Group of burial mounds in Asakita-ku, Hiroshima, Japan

The Nakaoda Kofun Cluster (中小田古墳群, Nakaoda kofun-gun) is a group of Kofun period burial mounds located in the Kuchida-minami neighborhood of Asakita Ward in the city of Hiroshima, in the San'yō region of Japan. The cluster was designated a National Historic Site in 1996.

==Overview==
The Nakaoda Kofun cluster is a group of 12 burial mounds located on a hilly ridge at an elevation of 60 to 130 meters that spreads from south to north along the left bank of the Ota River. Most of them are round enpun (円墳)-style kofun, but one hotategata kofun (帆立型古墳)-scallop-shaped mound, and one keyhole-shaped zenpō-kōen-fun (前方後円墳) have also been confirmed.
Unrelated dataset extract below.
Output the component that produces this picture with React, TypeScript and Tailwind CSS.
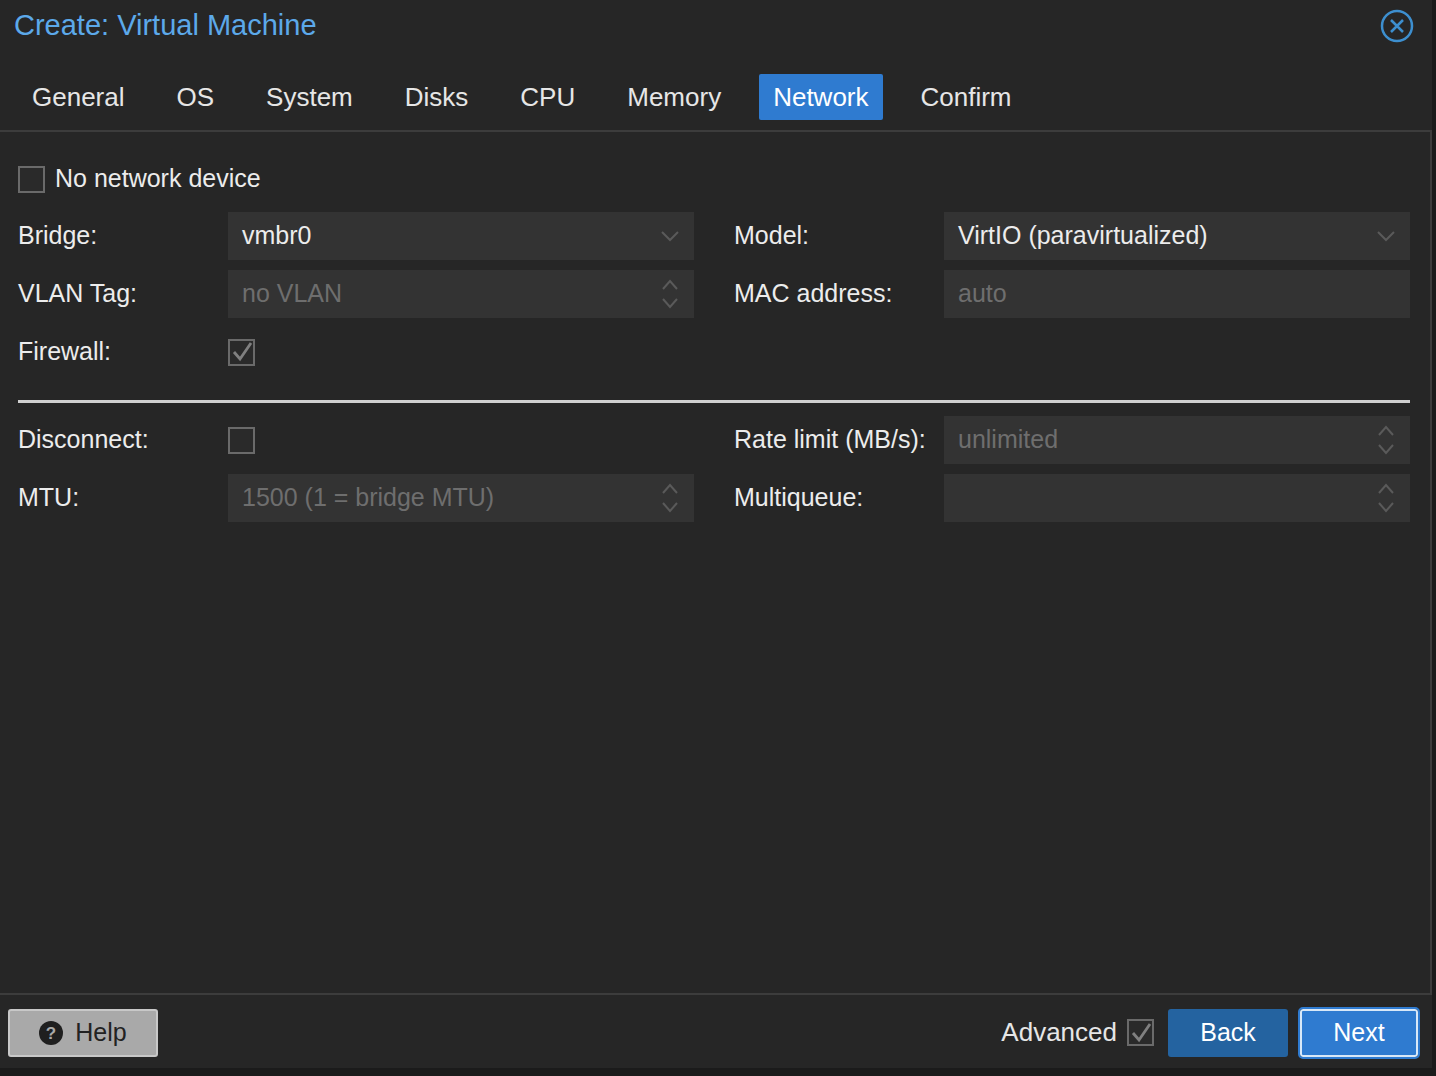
import React from "react";

const font = { fontFamily: '"Liberation Sans", Arial, sans-serif' };

function Chevron() {
  return (
    <svg width="20" height="12" viewBox="0 0 20 12" className="absolute right-[14px] top-[18px]">
      <path d="M2 2 L10 10 L18 2" stroke="#5a5a5a" strokeWidth="2" fill="none" />
    </svg>
  );
}
function Spinner() {
  return (
    <svg width="20" height="36" viewBox="0 0 20 36" className="absolute right-[14px] top-[6px]">
      <path d="M3 13 L10 5 L17 13" stroke="#5a5a5a" strokeWidth="2" fill="none" />
      <path d="M3 23 L10 31 L17 23" stroke="#5a5a5a" strokeWidth="2" fill="none" />
    </svg>
  );
}
function Field({ value, muted, kind }: { value: string; muted?: boolean; kind?: "combo" | "spin" }) {
  return (
    <div className={`relative h-[48px] w-[466px] bg-[#333333] flex items-center px-[14px] text-[25px] ${muted ? "text-[#6e6e6e]" : "text-[#ececec]"}`}>
      {value}
      {kind === "combo" && <Chevron />}
      {kind === "spin" && <Spinner />}
    </div>
  );
}
function Check({ checked }: { checked?: boolean }) {
  return (
    <div className="w-[27px] h-[27px] border-2 border-[#6a6a6a] bg-[#2a2a2a] flex items-center justify-center">
      {checked && (
        <svg width="22" height="22" viewBox="0 0 22 22">
          <path d="M3 11 L9 18 L20 2" stroke="#808080" strokeWidth="2.8" fill="none" />
        </svg>
      )}
    </div>
  );
}
function Label({ children }: { children: React.ReactNode }) {
  return <div className="w-[210px] text-[25px] text-[#ececec]">{children}</div>;
}

export default function App() {
  const tabs = ["General", "OS", "System", "Disks", "CPU", "Memory", "Network", "Confirm"];
  return (
    <div className="w-[1436px] h-[1076px] bg-[#1b1b1b] overflow-hidden" style={font}>
      <div className="w-[1432px] h-[1068px] bg-[#262626] flex flex-col">
        <div className="h-[52px] flex items-center justify-between pl-[14px] pr-[18px]">
          <div className="text-[29px] text-[#5ca9ea]">Create: Virtual Machine</div>
          <svg width="34" height="34" viewBox="0 0 34 34">
            <circle cx="17" cy="17" r="15" stroke="#3d8fcf" strokeWidth="2.5" fill="none" />
            <path d="M11 11 L23 23 M23 11 L11 23" stroke="#3d8fcf" strokeWidth="2.5" />
          </svg>
        </div>
        <div className="h-[80px] flex items-start pt-[22px] pl-[18px] gap-[14px] border-b-2 border-[#3c3c3c]">
          {tabs.map((t) => (
            <div
              key={t}
              className={`h-[46px] px-[14px] mr-[10px] flex items-center text-[26px] rounded-[2px] ${t === "Network" ? "bg-[#2f7bd0] text-white" : "text-[#e6e6e6]"}`}
            >
              {t}
            </div>
          ))}
        </div>
        <div className="flex-1 border-r-2 border-b-2 border-[#3c3c3c] px-[18px] pt-[32px] flex flex-col">
          <div className="flex items-center gap-[10px] h-[30px]">
            <Check />
            <span className="text-[25px] text-[#ececec]">No network device</span>
          </div>
          <div className="flex flex-col gap-[10px] mt-[18px]">
            <div className="flex items-center">
              <Label>Bridge:</Label>
              <Field value="vmbr0" kind="combo" />
              <div className="w-[40px]" />
              <Label>Model:</Label>
              <Field value="VirtIO (paravirtualized)" kind="combo" />
            </div>
            <div className="flex items-center">
              <Label>VLAN Tag:</Label>
              <Field value="no VLAN" muted kind="spin" />
              <div className="w-[40px]" />
              <Label>MAC address:</Label>
              <Field value="auto" muted />
            </div>
            <div className="flex items-center h-[48px]">
              <Label>Firewall:</Label>
              <Check checked />
            </div>
          </div>
          <div className="h-[3px] bg-[#d0d0d0] mt-[24px] w-[1392px]" />
          <div className="flex flex-col gap-[10px] mt-[13px]">
            <div className="flex items-center">
              <Label>Disconnect:</Label>
              <div className="w-[466px]"><Check /></div>
              <div className="w-[40px]" />
              <Label>Rate limit (MB/s):</Label>
              <Field value="unlimited" muted kind="spin" />
            </div>
            <div className="flex items-center">
              <Label>MTU:</Label>
              <Field value="1500 (1 = bridge MTU)" muted kind="spin" />
              <div className="w-[40px]" />
              <Label>Multiqueue:</Label>
              <Field value="" muted kind="spin" />
            </div>
          </div>
        </div>
        <div className="h-[73px] flex items-center px-[8px] pt-[2px]">
          <div className="h-[48px] w-[150px] bg-[#a9a9a9] border-2 border-[#c8c8c8] rounded-[3px] flex items-center justify-center gap-[12px] text-[25px] text-[#222]">
            <svg width="24" height="24" viewBox="0 0 24 24">
              <circle cx="12" cy="12" r="12" fill="#1f1f1f" />
              <text x="12" y="18" textAnchor="middle" fontSize="17" fontWeight="bold" fill="#a9a9a9" style={font}>?</text>
            </svg>
            Help
          </div>
          <div className="flex-1" />
          <span className="text-[26px] text-[#e6e6e6] mr-[10px]">Advanced</span>
          <Check checked />
          <div className="h-[48px] w-[120px] ml-[14px] bg-[#2463a0] rounded-[3px] flex items-center justify-center text-[25px] text-white">Back</div>
          <div className="h-[48px] w-[118px] ml-[12px] bg-[#2f7bd0] rounded-[3px] border-2 border-[#d8e8f8] outline-2 outline-[#2f7bd0] flex items-center justify-center text-[25px] text-white">Next</div>
          <div className="w-[6px]" />
        </div>
      </div>
    </div>
  );
}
An archaeological excavation was conducted in 1979 of the keyhole-shaped tumulus, confirming a total length of about 30 meters. Grave goods found included triangular-rimmed "divine beast" motif bronze mirrors, fragments of armor, iron weapons, beads and other artifacts which date the tomb to the latter half of the early Kofun period (the latter half of the 4th century). Excavation of one of the round tumuli recovered a bronze mirror, a helmet with a hammer, iron swords, (including a ceremonial a meandering blade sword) and other items from the first half of the middle Kofun period (first half of the 5th century). The foundations of three pit dwellings from the Yayoi period, which predate the construction of the tumuli by several centuries, were also discovered.

The excavated artifacts are stored at the Archeology Laboratory of the Faculty of Letters, Hiroshima University and the Hiroshima City Board of Education.